予報通り、境内の桜が今日開花しました。

境内森の奥の桜が開花
神職が普段、お宮の境内などにいる時の姿は、白衣(はくい)・袴(はかま)ですが、おまつりのご奉仕をするときには、その上に必ず装束(しょうぞく)を身に付けます。また、頭には冠(かんむり)や烏帽子(えぼし)をかぶります。そして、手に持つのが笏(しゃく)です。

冠をかぶり斎服(さいふく)を身に付けた神職
笏は、唐の制度をならったもので、推古(すいこ)天皇の十二階の冠制から用いられたとされ、文武(もんむ)天皇の大宝令(たいほうりょう)からは国の制度として定められていたようです。

烏帽子をかぶり狩衣(かりぎぬ)を身に付けた神職
昔は儀式次第など、メモ(笏紙)を貼って用いていましたが、現在では威儀を整え心のひずみを正し、敬意を表すための具となりました。

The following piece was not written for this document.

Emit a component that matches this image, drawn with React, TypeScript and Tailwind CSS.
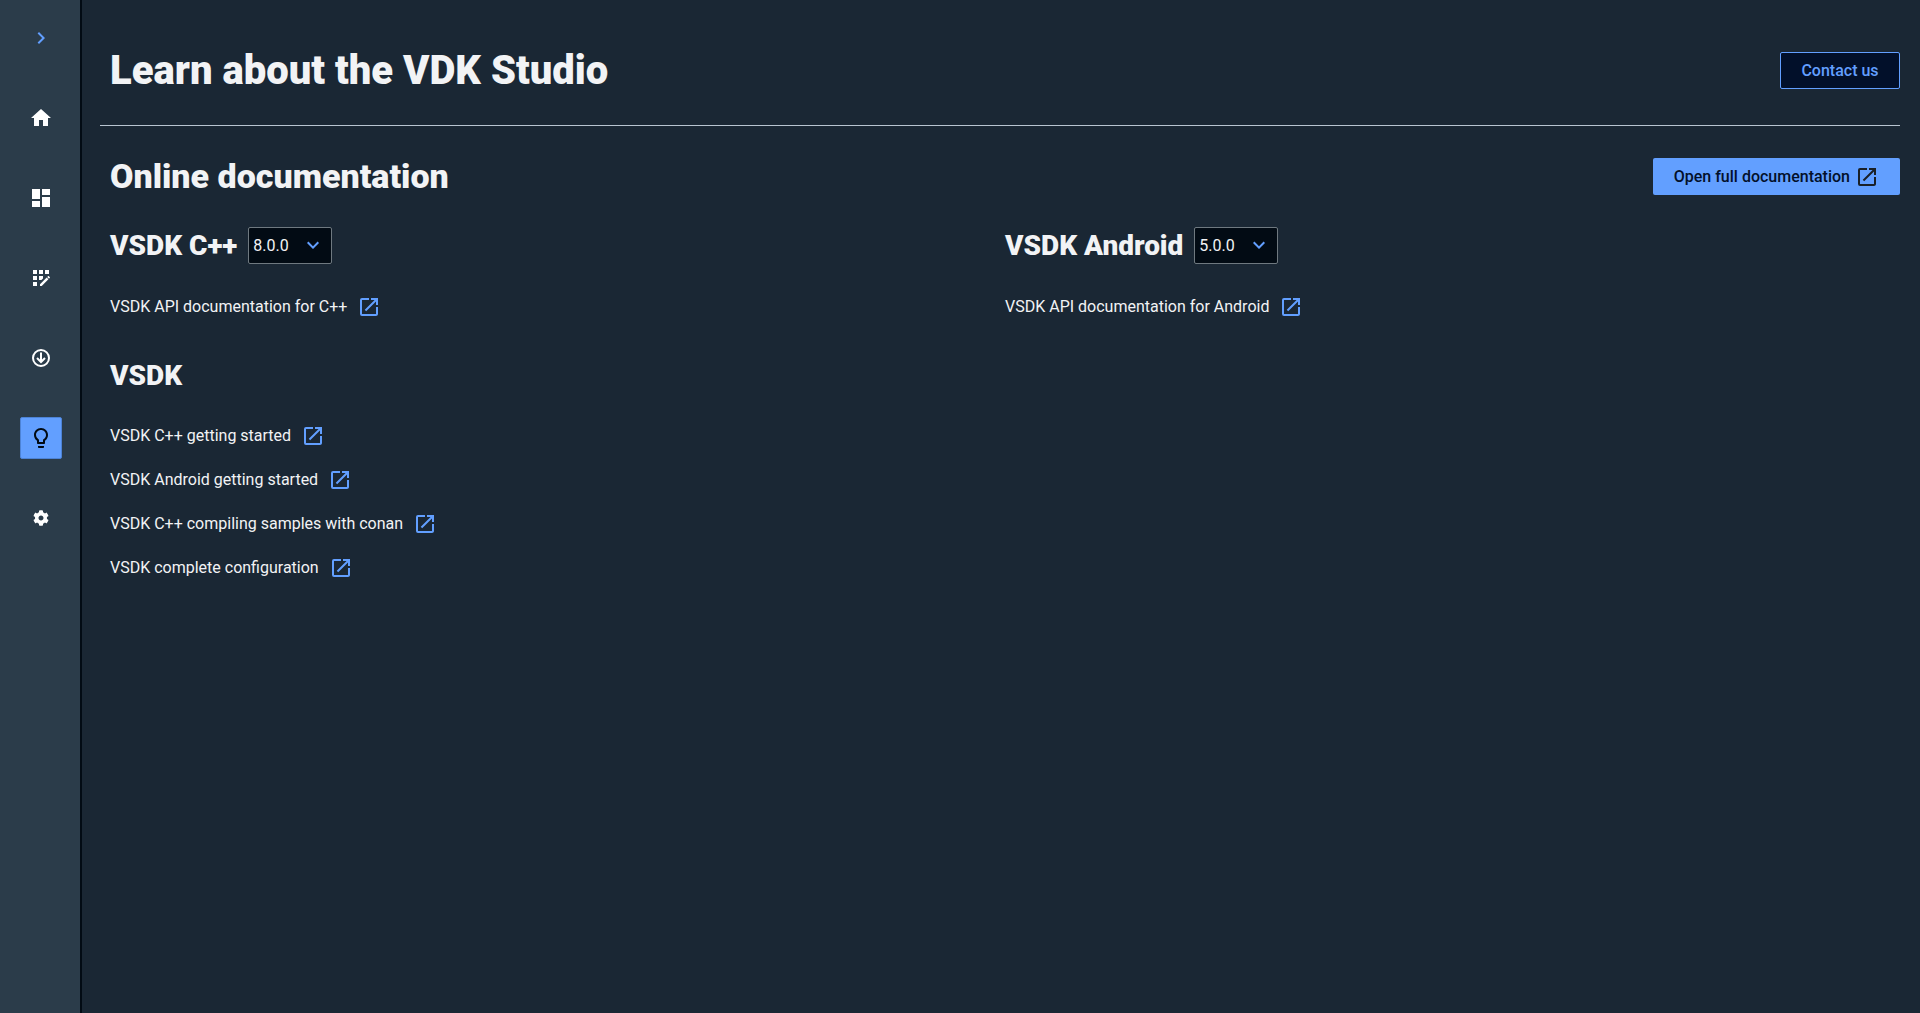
import { ReactNode } from "react";
import { FaCog } from "react-icons/fa";
import {
  MdAppRegistration,
  MdChevronRight,
  MdDashboard,
  MdExpandMore,
  MdHome,
  MdOpenInNew,
  MdOutlineLightbulb,
} from "react-icons/md";

type NavButtonType = {
  label: string;
  active?: boolean;
  children: ReactNode;
};

type VersionSelectType = {
  label: string;
  versions: string[];
};

const guides = [
  "VSDK C++ getting started",
  "VSDK Android getting started",
  "VSDK C++ compiling samples with conan",
  "VSDK complete configuration",
];

function NavButton({ label, active, children }: NavButtonType) {
  return (
    <button
      type="button"
      aria-label={label}
      className={
        active
          ? "flex size-[42px] items-center justify-center rounded-xs border border-[#4d83d6] bg-[#629fff] text-[#020b14]"
          : "flex size-[42px] items-center justify-center text-white"
      }
    >
      {children}
    </button>
  );
}

function DownloadIcon() {
  return (
    <svg
      width="24"
      height="24"
      viewBox="0 0 24 24"
      fill="none"
      stroke="currentColor"
      strokeWidth="2"
    >
      <circle cx="12" cy="12" r="8" />
      <path d="M12 6.5v9M8 12l4 4 4-4" />
    </svg>
  );
}

function VersionSelect({ label, versions }: VersionSelectType) {
  return (
    <div className="relative">
      <select
        aria-label={label}
        className="block h-[37px] w-[84px] appearance-none rounded-xs border border-[#6f7980] bg-[#020b14] pl-1 text-base text-[#f2f3f5]"
      >
        {versions.map((version) => (
          <option key={version}>{version}</option>
        ))}
      </select>
      <MdExpandMore
        size={24}
        className="pointer-events-none absolute top-1.5 right-[7px] text-[#629fff]"
      />
    </div>
  );
}

function DocLink({ children }: { children: ReactNode }) {
  return (
    <a href="#" className="flex w-fit items-center gap-2.5 text-base">
      {children}
      <MdOpenInNew size={24} className="text-[#629fff]" />
    </a>
  );
}

export default function App() {
  return (
    <div className="flex min-h-screen bg-[#1a2734] font-[Roboto,sans-serif] text-[#f2f3f5]">
      <nav className="flex w-[82px] shrink-0 flex-col items-center gap-[38px] bg-[#2b3c4a] pt-[17px] shadow-[inset_-2px_0_0_#020b14]">
        <NavButton label="Expand menu">
          <MdChevronRight size={24} className="text-[#629fff]" />
        </NavButton>
        <NavButton label="Home">
          <MdHome size={24} />
        </NavButton>
        <NavButton label="Dashboard">
          <MdDashboard size={24} />
        </NavButton>
        <NavButton label="Projects">
          <MdAppRegistration size={24} />
        </NavButton>
        <NavButton label="Downloads">
          <DownloadIcon />
        </NavButton>
        <NavButton label="Learn" active>
          <MdOutlineLightbulb size={24} />
        </NavButton>
        <NavButton label="Settings">
          <FaCog size={16} />
        </NavButton>
      </nav>

      <main className="flex-1 pr-5 pl-[18px]">
        <header className="flex items-center justify-between border-b border-[#b8c4d0] pt-9 pb-5 pl-[10px]">
          <h1 className="text-[40px] leading-[69px] font-black">
            Learn about the VDK Studio
          </h1>
          <button
            type="button"
            className="h-[37px] min-w-[120px] rounded-xs border border-[#629fff] bg-[#02102a] px-5 font-medium text-[#629fff]"
          >
            Contact us
          </button>
        </header>

        <div className="pt-8 pl-[10px]">
          <div className="flex items-center justify-between">
            <h2 className="text-[34px] leading-[37px] font-black">
              Online documentation
            </h2>
            <button
              type="button"
              className="flex h-[37px] items-center gap-[5px] rounded-xs bg-[#629fff] px-[21px] font-medium text-[#02102a]"
            >
              Open full documentation
              <MdOpenInNew size={24} className="text-[#1a2027]" />
            </button>
          </div>

          <div className="mt-8 grid grid-cols-2">
            <section>
              <div className="flex items-center gap-[11px]">
                <h3 className="text-[28px] leading-[37px] font-black">VSDK C++</h3>
                <VersionSelect label="VSDK C++ version" versions={["8.0.0", "7.0.0"]} />
              </div>
              <div className="mt-[31px]">
                <DocLink>VSDK API documentation for C++</DocLink>
              </div>
            </section>
            <section>
              <div className="flex items-center gap-[11px]">
                <h3 className="text-[28px] leading-[37px] font-black">VSDK Android</h3>
                <VersionSelect label="VSDK Android version" versions={["5.0.0", "4.0.0"]} />
              </div>
              <div className="mt-[31px]">
                <DocLink>VSDK API documentation for Android</DocLink>
              </div>
            </section>
          </div>

          <section className="mt-[38px]">
            <h3 className="text-[28px] leading-[37px] font-black">VSDK</h3>
            <ul className="mt-[30px] flex flex-col gap-5">
              {guides.map((guide) => (
                <li key={guide}>
                  <DocLink>{guide}</DocLink>
                </li>
              ))}
            </ul>
          </section>
        </div>
      </main>
    </div>
  );
}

延喜式(えんぎしき)では、五位以上は象牙(ぞうげ)でつくった牙笏(げしゃく)と木笏(もくしゃく)の併用、それ以下の身分は木笏だったようですが、現在では木笏を用います。
材質は、櫟(いちい)、椎(しい)、檜(ひのき)、杉、榊(さかき)、柊(ひいらぎ)、桜、樫(かし)などです。寸法は、一尺五寸・一尺三寸・一尺一寸くらいです。

11年前に植樹した櫟(165㎝)
笏に用いるのに最適である櫟(いちい)は、一位、石櫧(いちいがし)、アララギ、オンコとも言われ、30メートルに達するブナ科の常緑高木です。材は堅く強靱で、建築材のほか鉛筆材にも好適のようです。